Dive Brief:
- Artificial intelligence deployments have helped Microsoft to slow the pace of headcount expansion in its massive finance organization after years of steady growth, an executive said Tuesday.
- Microsoft’s finance department — which consists of roughly 5,000 people — has accelerated AI implementation efforts in recent years, allowing the team to work faster and more efficiently even as the overall business is scaling, Cory Hrncirik, the company’s modern finance leader, said during a presentation at Gartner’s 2025 CFO and Finance Executive Conference in National Harbor, Maryland.
- “As Microsoft continues to grow and become more and more complex, we have no appetite right now to continue to grow our headcount at the same pace,” he said. “We’re trying to empower every person to achieve more.”
Dive Insight:
Microsoft’s finance team began its AI journey about a decade ago, looking for ways to drive efficiency and cost savings, according to Hrncirik. “We are customers of Microsoft,” he said.
The team’s digital transformation effort “has been accelerated at breakneck pace in the past two years,” he said.
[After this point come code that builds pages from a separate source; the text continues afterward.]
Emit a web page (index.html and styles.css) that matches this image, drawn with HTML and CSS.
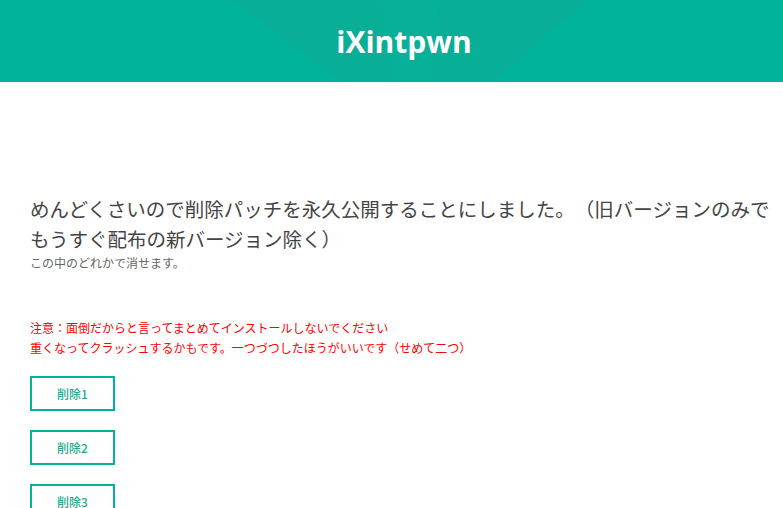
FILE: index.html
```html
<!DOCTYPE html>
<html lang="ja">
<head>
<meta charset="utf-8">
<title>iXintpwn</title>
<link rel="stylesheet" href="styles.css">
</head>
<body>
<div class="page">
  <header class="site-header">
    <svg class="rays" width="808" height="82" viewBox="0 0 808 82" preserveAspectRatio="none" aria-hidden="true">
      <polygon points="233,0 587,0 493,82 340,82" fill="#09ae97"/>
      <polygon points="380,0 440,0 430,82 395,82" fill="#07b098"/>
    </svg>
    <h1 class="site-title">iXintpwn</h1>
  </header>
  <main class="content">
    <h2 class="lead">めんどくさいので削除パッチを永久公開することにしました。（旧バージョンのみでもうすぐ配布の新バージョン除く）</h2>
    <p class="sub">この中のどれかで消せます。</p>
    <p class="warn">注意：面倒だからと言ってまとめてインストールしないでください<br>重くなってクラッシュするかもです。一つづつしたほうがいいです（せめて二つ）</p>
    <div class="buttons">
      <a class="btn" href="#">削除1</a>
      <a class="btn" href="#">削除2</a>
      <a class="btn" href="#">削除3</a>
    </div>
  </main>
</div>
</body>
</html>
```

FILE: styles.css
```css
html, body {
  margin: 0;
  padding: 0;
  overflow: hidden;
  background: #ffffff;
}
body {
  font-family: "Noto Sans CJK JP", "Noto Sans", sans-serif;
  text-spacing-trim: space-all;
}
.page {
  width: 808px;
}
.site-header {
  position: relative;
  height: 82px;
  background: #02b39b;
  display: flex;
  align-items: center;
  justify-content: center;
  overflow: hidden;
}
.rays {
  position: absolute;
  left: 0;
  top: 0;
}
.site-title {
  position: relative;
  margin: 0;
  font-family: "Open Sans", "Noto Sans", sans-serif;
  font-weight: 700;
  font-size: 30px;
  line-height: 40px;
  color: #ffffff;
  padding-top: 1px;
}
.content {
  padding: 112px 30px 0 30px;
}
.lead {
  margin: 0;
  font-weight: 400;
  font-size: 19.5px;
  line-height: 30px;
  color: #444444;
  text-spacing-trim: space-all;
}
.sub {
  margin: 1px 0 0 0;
  font-size: 12px;
  line-height: 16px;
  color: #666666;
}
.warn {
  margin: 47px 0 0 0;
  font-size: 12px;
  line-height: 20px;
  color: #ff0000;
  text-spacing-trim: space-all;
}
.buttons {
  margin-top: 18px;
  display: flex;
  flex-direction: column;
  align-items: flex-start;
  gap: 19px;
}
.btn {
  box-sizing: border-box;
  width: 85px;
  height: 35px;
  border: 2px solid #02b39b;
  display: flex;
  align-items: center;
  justify-content: center;
  font-size: 12px;
  font-weight: 500;
  color: #2aa88f;
  text-decoration: none;
}
```
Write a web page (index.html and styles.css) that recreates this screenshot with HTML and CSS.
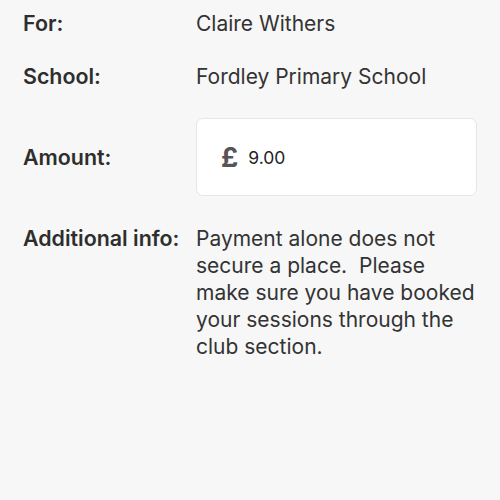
FILE: index.html
```html
<!DOCTYPE html>
<html lang="en">
<head>
  <meta charset="UTF-8" />
  <meta name="viewport" content="width=device-width, initial-scale=1" />
  <title>Payment</title>
  <link rel="stylesheet" href="styles.css">
</head>
<body>
  <div class="details">
    <div class="row">
      <div class="label">For:</div>
      <div class="value">Claire Withers</div>
    </div>
    <div class="row">
      <div class="label">School:</div>
      <div class="value">Fordley Primary School</div>
    </div>
    <div class="row amount-row">
      <div class="label">Amount:</div>
      <div class="amount-box">
        <span class="currency">£</span>
        <span class="amount">9.00</span>
      </div>
    </div>
    <div class="row info-row">
      <div class="label">Additional info:</div>
      <div class="value">Payment alone does not secure a place.&nbsp; Please make sure you have booked your sessions through the club section.</div>
    </div>
  </div>
</body>
</html>
```

FILE: styles.css
```css
body {
  background: #f7f7f7;
  font-family: Inter, "Liberation Sans", Arial, sans-serif;
  margin: 0;
  color: #333;
}
.details {
  display: flex;
  flex-direction: column;
  gap: 26px;
  padding: 10px 23px 0 23px;
}
.row {
  display: flex;
  align-items: flex-start;
  font-size: 21px;
  line-height: 27px;
}
.label {
  width: 173px;
  flex-shrink: 0;
  font-weight: 600;
  font-size: 21.4px;
  color: #2e2e2e;
}
.value {
  width: 286px;
  flex-shrink: 0;
}
.amount-row {
  align-items: center;
  margin-top: 2px;
}
.amount-box {
  width: 257px;
  height: 76px;
  background: #fff;
  border: 1px solid #e6e6e6;
  border-radius: 7px;
  display: flex;
  align-items: center;
  padding-left: 24px;
  box-sizing: content-box;
}
.currency {
  font-size: 27px;
  font-weight: 700;
  color: #555;
  margin-right: 10px;
}
.amount {
  font-size: 17.5px;
  color: #222;
}
.info-row {
  margin-top: 3px;
}
```
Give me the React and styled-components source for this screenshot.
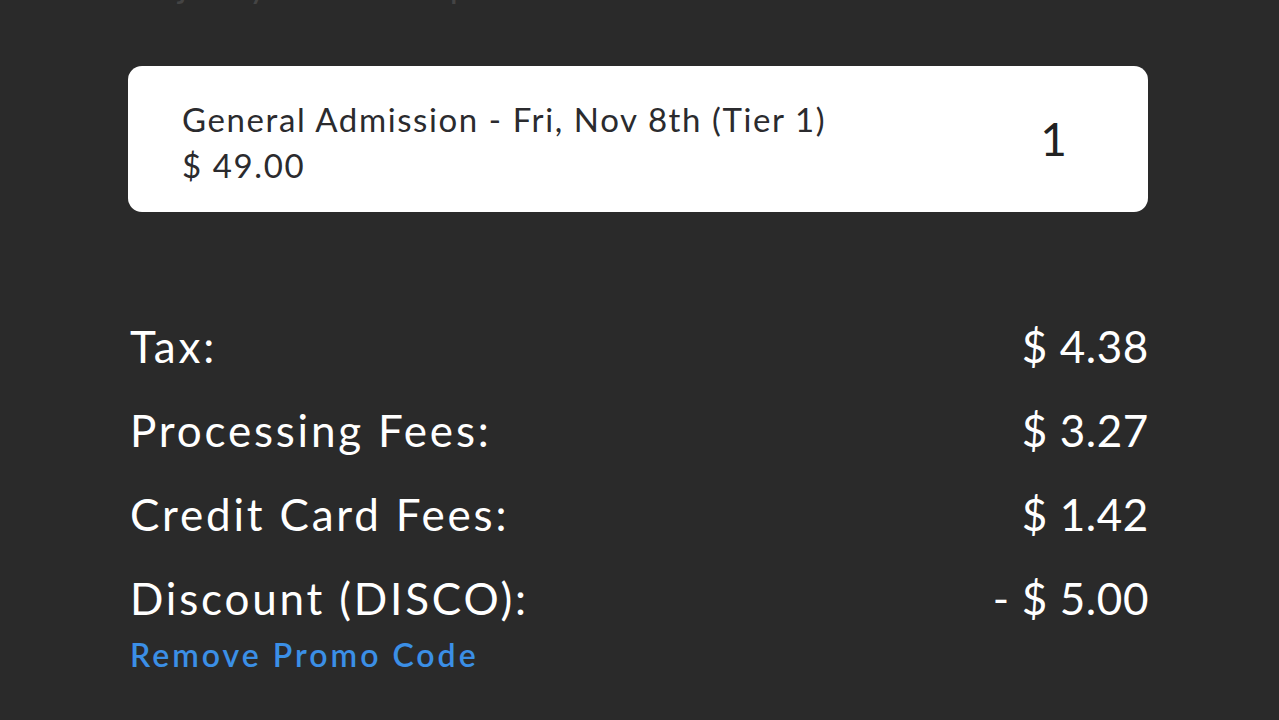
import React from "react";
import styled, { createGlobalStyle } from "styled-components";

const Global = createGlobalStyle`
  html, body { margin: 0; padding: 0; background: #2a2a2a; }
  body { font-family: "Lato", "Noto Sans", sans-serif; overflow: hidden; }
`;

const Page = styled.div`
  width: 1279px;
  height: 720px;
  background: #2a2a2a;
  box-sizing: border-box;
  padding: 0 131px 0 128px;
  display: flex;
  flex-direction: column;
`;

const Heading = styled.h2`
  margin: -34px 0 0 4px;
  height: 36px;
  line-height: 36px;
  font-size: 36px;
  font-weight: 400;
  color: #444;
  white-space: nowrap;
  letter-spacing: 1px;
`;

const TicketCard = styled.div`
  margin-top: 64px;
  height: 146px;
  box-sizing: border-box;
  background: #fff;
  border-radius: 14px;
  display: flex;
  align-items: center;
  justify-content: space-between;
  padding: 6px 81px 0 54px;
`;

const TicketInfo = styled.div`
  display: flex;
  flex-direction: column;
  gap: 6px;
  color: #2b2b2e;
  font-size: 33px;
  line-height: 40px;
  letter-spacing: 1.6px;
`;

const TicketName = styled.div``;

const TicketPrice = styled.div``;

const Qty = styled.div`
  font-size: 46px;
  line-height: 46px;
  color: #222;
  margin-top: -6px;
`;

const Summary = styled.div`
  margin-top: 107px;
  display: flex;
  flex-direction: column;
  gap: 30px;
`;

const Row = styled.div`
  display: flex;
  justify-content: space-between;
  align-items: baseline;
  color: #fff;
  font-size: 44px;
  line-height: 54px;
`;

const Label = styled.span`
  padding-left: 2px;
  letter-spacing: 2.8px;
`;

const Value = styled.span`
  letter-spacing: 0.6px;
  margin-right: -1px;
`;

const Discount = styled.div`
  display: flex;
  flex-direction: column;
`;

const PromoLink = styled.a`
  color: #3b8fe6;
  font-size: 32px;
  font-weight: 600;
  letter-spacing: 3px;
  text-decoration: none;
  padding-left: 2px;
  line-height: 40px;
  margin-top: 10px;
  cursor: pointer;
`;

const rows = [
  ["Tax:", "$ 4.38"],
  ["Processing Fees:", "$ 3.27"],
  ["Credit Card Fees:", "$ 1.42"],
];

export default function App() {
  return (
    <>
      <Global />
      <Page>
        <Heading>Adjust your ticket quantities below</Heading>
        <TicketCard>
          <TicketInfo>
            <TicketName>General Admission - Fri, Nov 8th (Tier 1)</TicketName>
            <TicketPrice>$ 49.00</TicketPrice>
          </TicketInfo>
          <Qty>1</Qty>
        </TicketCard>
        <Summary>
          {rows.map(([l, v]) => (
            <Row key={l}>
              <Label>{l}</Label>
              <Value>{v}</Value>
            </Row>
          ))}
          <Discount>
            <Row>
              <Label>Discount (DISCO):</Label>
              <Value>- $ 5.00</Value>
            </Row>
            <PromoLink>Remove Promo Code</PromoLink>
          </Discount>
        </Summary>
      </Page>
    </>
  );
}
In an interview following his talk at the conference, Hrncirik said AI is helping the company’s finance team “to keep up with the almost exponential growth of Microsoft without actually growing our people to match.”
“For the time being, our big focus will be: lean in on technology, streamline inefficiencies,” he said. “As we remove inefficiencies, our people will obviously have more bandwidth.”
The push comes as Microsoft is also locked in a race with other big tech companies to dominate the AI market. Since 2023, the company has released several different Copilots, conversational chatbots that have been embedded across the software giant’s portfolio of applications and services to assist users with completing tasks.
In early 2024, the company unveiled Copilot for Finance, a feature in Microsoft 365 apps such as Excel, Outlook and Teams, introduced with the goal of making financial processes more streamlined and seamless.
Last fall, the software provider announced that it was introducing 10 new “AI agents” capable of performing workplace tasks autonomously, including two finance-related tools.
The company expects to spend roughly $80 billion during the current fiscal year on AI-enabled data centers to train large language models and deploy AI and cloud-based applications, Microsoft President Brad Smith said in January. The tech giant remains on track to achieve this spending goal despite a recent pullback in AI data center projects, a spokesperson told CFO Dive last month.
Meanwhile, the company is also trimming its workforce.
This month, Microsoft said it was laying off about 6,000 employees as it looks to rein in costs while funneling billions of dollars into AI initiatives, according to a Reuters report. The cuts will be across all levels and geographies and are likely the largest since Microsoft laid off 10,000 employees in 2023, the report said.
Hrncirik told CFO Dive he has no insight into whether headcount reductions at Microsoft might impact the company’s finance team.
“However, I can say that we have plenty of work to do in finance,” he said.